Pendant ce temps, davantage de soldats US et de l'OTAN combattent depuis la relative sécurité du quartier général conjoint Ukraine-OTAN situé au sein de la base militaire US de Wiesbaden, en Allemagne. Ils y travaillent avec les forces ukrainiennes pour planifier des opérations, coordonner les renseignements et cibler des frappes de missiles et de drones. Si la guerre s'intensifie davantage, Wiesbaden pourrait devenir la cible de frappes de missiles russes, tout comme les missiles de l'OTAN visent déjà des bases en Russie. Comment les États-Unis et l'Allemagne réagiraient-ils à des frappes de missiles russes sur Wiesbaden ?
La politique officielle des États-Unis et de l'OTAN a toujours été de maintenir l'Ukraine en état de guerre jusqu'à ce qu'elle soit en position de force pour négocier avec la Russie, comme l'a écrit Joe Biden dans le New York Times en juin 2022. Mais chaque fois que les États-Unis et l'OTAN prolongent ou intensifient la guerre, ils affaiblissent l'Ukraine au lieu de la renforcer. L'accord de neutralité que les États-Unis et le Royaume-Uni ont rejeté en avril 2022 prévoyait le retrait de la Russie de tous les territoires qu'elle venait d'occuper. Mais cela n'était pas suffisant pour Boris Johnson et Joe Biden, qui ont préféré miser sur une longue guerre en vue d'affaiblir la Russie.
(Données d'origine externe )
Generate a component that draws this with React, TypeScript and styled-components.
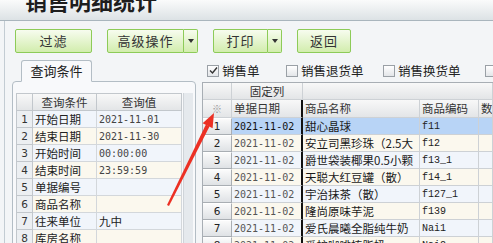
import React from 'react'
import styled, { createGlobalStyle } from 'styled-components'

const GlobalStyle = createGlobalStyle`
    html, body {
        margin: 0;
        padding: 0;
    }
    body {
        font-family: "Noto Sans CJK SC", "DejaVu Sans", sans-serif;
        font-size: 12px;
        color: #222;
    }
`

const Page = styled.div`
    position: relative;
    width: 493px;
    height: 243px;
    overflow: hidden;
    background: #f3f5f7;
`

const TitleBar = styled.div`
    box-sizing: border-box;
    height: 21px;
    overflow: hidden;
    padding-left: 25px;
    border-bottom: 1px solid #a9b5bd;
    background: linear-gradient(#fafbfb, #dce2e5);
`

const Title = styled.h1`
    margin: -11px 0 0;
    font-size: 22px;
    line-height: 22px;
    font-weight: 700;
    color: #1e1e1e;
`

const Body = styled.div`
    margin-left: 4px;
    border-left: 1px solid #c3ccd3;
    height: 222px;
`

const Toolbar = styled.div`
    display: flex;
    gap: 15px;
    padding: 8px 0 0 10px;
`

const Button = styled.button<{ $w: number }>`
    box-sizing: border-box;
    width: ${({ $w }) => $w}px;
    height: 24px;
    padding: 0;
    border: 1px solid #8dcb58;
    border-radius: 2px;
    background: linear-gradient(#f7fcef, #d2edad);
    font-family: inherit;
    font-size: 13px;
    line-height: 16px;
    color: #333;
    letter-spacing: 1px;
`

const Split = styled.div`
    display: flex;
    ${Button} {
        border-radius: 2px 0 0 2px;
    }
`

const Drop = styled.div`
    box-sizing: border-box;
    width: 14px;
    height: 24px;
    display: flex;
    align-items: center;
    justify-content: center;
    border: 1px solid #8dcb58;
    border-left: none;
    border-radius: 0 2px 2px 0;
    background: linear-gradient(#f7fcef, #d2edad);
    &::after {
        content: "";
        border-top: 4px solid #333;
        border-left: 3.5px solid transparent;
        border-right: 3.5px solid transparent;
    }
`

const Main = styled.div`
    display: flex;
    margin-top: 6px;
    padding-left: 7px;
`

const LeftCol = styled.div`
    width: 184px;
    flex: none;
`

const Tab = styled.div`
    position: relative;
    z-index: 1;
    box-sizing: border-box;
    width: 71px;
    height: 22px;
    margin: 1px 0 -1px 9px;
    border: 1px solid #b3bdc5;
    border-bottom: 1px solid #f8f9fb;
    border-radius: 3px 3px 0 0;
    background: #f8f9fb;
    font-size: 13px;
    line-height: 20px;
    text-align: center;
    color: #222;
`

const Panel = styled.div`
    display: flex;
    height: 170px;
    padding: 11px 2px 0 3px;
    border: 1px solid #b3bdc5;
    border-radius: 4px 4px 0 0;
    background: #f8f9fb;
`

const QueryGrid = styled.div`
    display: grid;
    grid-template-columns: 16px 64px 85px;
    grid-auto-rows: 17px;
    border-top: 1px solid #c2c7cc;
    border-left: 1px solid #c2c7cc;
    align-self: flex-start;
    line-height: 15px;
`

const HeadCell = styled.div`
    box-sizing: border-box;
    display: flex;
    align-items: center;
    justify-content: center;
    padding: 0 2px;
    border-right: 1px solid #c2c7cc;
    border-bottom: 1px solid #c2c7cc;
    background: linear-gradient(#f8f8f8, #e3e5e7);
    font-size: 11.5px;
    color: #333;
    white-space: nowrap;
    overflow: hidden;
`

const NumCell = styled.div`
    box-sizing: border-box;
    display: flex;
    align-items: center;
    justify-content: center;
    border-right: 1px solid #c2c7cc;
    border-bottom: 1px solid #c2c7cc;
    background: #eceff2;
    font-family: "DejaVu Sans", sans-serif;
    font-size: 10.5px;
    color: #333;
`

const DataCell = styled.div<{ $even: boolean; $mono?: boolean }>`
    box-sizing: border-box;
    display: flex;
    align-items: center;
    padding: 0 2px;
    border-right: 1px solid #d3d7db;
    border-bottom: 1px solid #d3d7db;
    background: ${({ $even }) => ($even ? '#fbf8ee' : '#f1f5fb')};
    font-family: ${({ $mono }) =>
        $mono ? '"DejaVu Sans Mono", monospace' : '"Noto Sans CJK SC", sans-serif'};
    font-size: ${({ $mono }) => ($mono ? '10px' : '11.5px')};
    color: ${({ $mono }) => ($mono ? '#444' : '#222')};
    white-space: nowrap;
    overflow: hidden;
`

const ScrollTrack = styled.div`
    width: 12px;
    margin-left: 1px;
    background: #e5e9ed;
    border-left: 1px solid #cfd4d9;
`

const RightCol = styled.div`
    flex: 1;
    margin-left: 6px;
    min-width: 0;
`

const CheckRow = styled.div`
    display: flex;
    align-items: center;
    height: 23px;
    padding-left: 5px;
    white-space: nowrap;
`

const CheckItem = styled.label<{ $w: number }>`
    display: flex;
    align-items: center;
    gap: 3px;
    width: ${({ $w }) => $w}px;
    flex: none;
    font-size: 12.5px;
    line-height: 15px;
    color: #222;
`

const Box = styled.span<{ $checked?: boolean }>`
    box-sizing: border-box;
    width: 12px;
    height: 12px;
    flex: none;
    display: flex;
    align-items: center;
    justify-content: center;
    border: 1px solid #9aa0a6;
    background: linear-gradient(#ffffff, #e3e6e9);
    svg {
        display: ${({ $checked }) => ($checked ? 'block' : 'none')};
    }
`

const Grid = styled.div`
    border-top: 1px solid #a8aeb4;
    border-left: 1px solid #a8aeb4;
    line-height: 15px;
`

const Row = styled.div<{ $h?: number }>`
    display: flex;
    height: ${({ $h }) => $h || 17}px;
`

const Cell = styled.div<{ $w?: number; $fixed?: boolean; $head?: boolean; $bg?: string; $center?: boolean }>`
    box-sizing: border-box;
    ${({ $w }) => ($w ? `width: ${$w}px; flex: none;` : 'flex: 1;')}
    display: flex;
    align-items: center;
    justify-content: ${({ $center }) => ($center ? 'center' : 'flex-start')};
    padding: 0 2px;
    border-right: ${({ $fixed }) => ($fixed ? '2px solid #111' : '1px solid #cdd1d5')};
    border-bottom: 1px solid #cdd1d5;
    background: ${({ $head, $bg }) => ($head ? 'linear-gradient(#f8f8f8, #e3e5e7)' : $bg)};
    font-size: 11.5px;
    color: ${({ $head }) => ($head ? '#333' : '#1a1a1a')};
    white-space: nowrap;
    overflow: hidden;
`

const Star = styled.span`
    font-size: 10px;
    color: #999;
`

const RowNum = styled.div`
    box-sizing: border-box;
    width: 29px;
    flex: none;
    display: flex;
    align-items: center;
    justify-content: center;
    border-top: 1px solid #fff;
    border-right: 1px solid #a9aeb3;
    border-bottom: 1px solid #a9aeb3;
    background: linear-gradient(#fbfbfb, #dfe2e5);
    font-family: "DejaVu Sans", sans-serif;
    font-size: 10.5px;
    color: #222;
`

const DateText = styled.span<{ $sel: boolean }>`
    font-family: "DejaVu Sans Mono", monospace;
    font-size: 10px;
    color: ${({ $sel }) => ($sel ? '#111' : '#555')};
`

const CodeText = styled.span`
    font-family: "Liberation Mono", monospace;
    font-size: 10px;
    color: #222;
`

const Arrow = styled.svg`
    position: absolute;
    left: 0;
    top: 0;
    pointer-events: none;
`

const queryRows: [string, string][] = [
    ['开始日期', '2021-11-01'],
    ['结束日期', '2021-11-30'],
    ['开始时间', '00:00:00'],
    ['结束时间', '23:59:59'],
    ['单据编号', ''],
    ['商品名称', ''],
    ['往来单位', '九中'],
    ['库房名称', ''],
]

const saleRows: [string, string][] = [
    ['甜心晶球', 'f11'],
    ['安立司黑珍珠（2.5大', 'f12'],
    ['爵世袋装椰果0.5小颗', 'f13_1'],
    ['天聪大红豆罐（散）', 'f14_1'],
    ['宇治抹茶（散）', 'f127_1'],
    ['隆尚原味芋泥', 'f139'],
    ['爱氏晨曦全脂纯牛奶', 'Nai1'],
    ['爱护咖啡植脂奶', 'Nai2'],
]

const Check = ({ label, w, checked }: { label: string; w: number; checked?: boolean }) => (
    <CheckItem $w={w}>
        <Box $checked={checked}>
            <svg width="9" height="9" viewBox="0 0 9 9">
                <path d="M1 4.5 L3.5 7 L8 1.5" fill="none" stroke="#333" strokeWidth="1.4" />
            </svg>
        </Box>
        {label}
    </CheckItem>
)

const App = () => {
    return (
        <Page>
            <GlobalStyle />
            <TitleBar>
                <Title>销售明细统计</Title>
            </TitleBar>
            <Body>
                <Toolbar>
                    <Button $w={77}>过滤</Button>
                    <Split>
                        <Button $w={77}>高级操作</Button>
                        <Drop />
                    </Split>
                    <Split>
                        <Button $w={55}>打印</Button>
                        <Drop />
                    </Split>
                    <Button $w={54}>返回</Button>
                </Toolbar>
                <Main>
                    <LeftCol>
                        <Tab>查询条件</Tab>
                        <Panel>
                            <QueryGrid>
                                <HeadCell />
                                <HeadCell>查询条件</HeadCell>
                                <HeadCell>查询值</HeadCell>
                                {queryRows.map(([name, value], i) => {
                                    const mono = /^[\d:-]+$/.test(value)
                                    return (
                                        <React.Fragment key={name}>
                                            <NumCell>{i + 1}</NumCell>
                                            <DataCell $even={i % 2 === 1}>{name}</DataCell>
                                            <DataCell $even={i % 2 === 1} $mono={mono}>{value}</DataCell>
                                        </React.Fragment>
                                    )
                                })}
                            </QueryGrid>
                            <ScrollTrack />
                        </Panel>
                    </LeftCol>
                    <RightCol>
                        <CheckRow>
                            <Check label="销售单" w={79} checked />
                            <Check label="销售退货单" w={97} />
                            <Check label="销售换货单" w={102} />
                            <Check label="" w={20} />
                        </CheckRow>
                        <Grid>
                            <Row>
                                <Cell $w={29} $head />
                                <Cell $w={71} $head $center>固定列</Cell>
                                <Cell $head />
                            </Row>
                            <Row $h={18}>
                                <Cell $w={29} $head $center>
                                    <Star>※</Star>
                                </Cell>
                                <Cell $w={71} $head $fixed>单据日期</Cell>
                                <Cell $w={117} $head>商品名称</Cell>
                                <Cell $w={59} $head>商品编码</Cell>
                                <Cell $head>数</Cell>
                            </Row>
                            {saleRows.map(([name, code], i) => {
                                const sel = i === 0
                                const bg = sel ? '#b8d4f6' : i % 2 === 1 ? '#fbf8ee' : '#f1f5fb'
                                return (
                                    <Row key={code}>
                                        <RowNum>{i + 1}</RowNum>
                                        <Cell $w={71} $fixed $bg={bg}>
                                            <DateText $sel={sel}>2021-11-02</DateText>
                                        </Cell>
                                        <Cell $w={117} $bg={bg}>{name}</Cell>
                                        <Cell $w={59} $bg={bg}>
                                            <CodeText>{code}</CodeText>
                                        </Cell>
                                        <Cell $bg={bg} />
                                    </Row>
                                )
                            })}
                        </Grid>
                    </RightCol>
                </Main>
            </Body>
            <Arrow width="493" height="243" viewBox="0 0 493 243">
                <polygon points="167,205 169,206 209.5,126.4 205.9,124.6" fill="#ec3024" />
                <polygon points="214,113 212.6,128.3 202.6,123.3" fill="#ec3024" />
            </Arrow>
        </Page>
    )
}

export default App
Les chefs militaires de l'OTAN ont estimé que la contre-offensive ukrainienne à l'automne 2022 avait permis d'atteindre la position de force qu'ils recherchaient, et le général Milley a pris le risque de déclarer publiquement que l'Ukraine devait « saisir l'occasion » pour négocier. Mais Biden et Zelensky ont rejeté son conseil, et l'offensive ratée de l'Ukraine en 2023 a gâché l'occasion qu'ils n'avaient pas su saisir. Aucune propagande trompeuse ne peut cacher la réalité : depuis lors, la situation n'a cessé de se détériorer, et 69 % des Ukrainiens souhaitent désormais une paix négociée, avant que leur position ne se détériore encore davantage.
Trump s'est donc rendu en Alaska avec un faible atout, mais celui-ci s'affaiblira encore si la guerre se poursuit. Les politiciens européens qui exhortent Zelensky à s'accrocher à ses exigences maximalistes veulent paraître fermes aux yeux de leur propre population, mais les clés d'une paix stable et durable restent la neutralité de l'Ukraine, l'autodétermination des peuples de toutes les régions du pays et un véritable processus de paix qui mette enfin un terme à la zombification de la guerre froide.
Le monde entier a célébré la fin de la guerre froide en 1991, mais les peuples du monde attendent toujours les dividendes de la paix promis depuis longtemps, que nous a volés une génération de dirigeants corrompus et bellicistes.
Au fur et à mesure que les négociations progressent, les responsables US doivent être honnêtes quant au rôle des États-Unis dans le déclenchement de cette crise. Ils doivent montrer qu'ils sont prêts à écouter les préoccupations de la Russie, à les prendre au sérieux et à négocier de bonne foi afin de parvenir à un accord stable et durable qui apporte la paix et la sécurité à toutes les parties impliquées dans la guerre en Ukraine et dans la guerre froide plus large dont elle fait partie.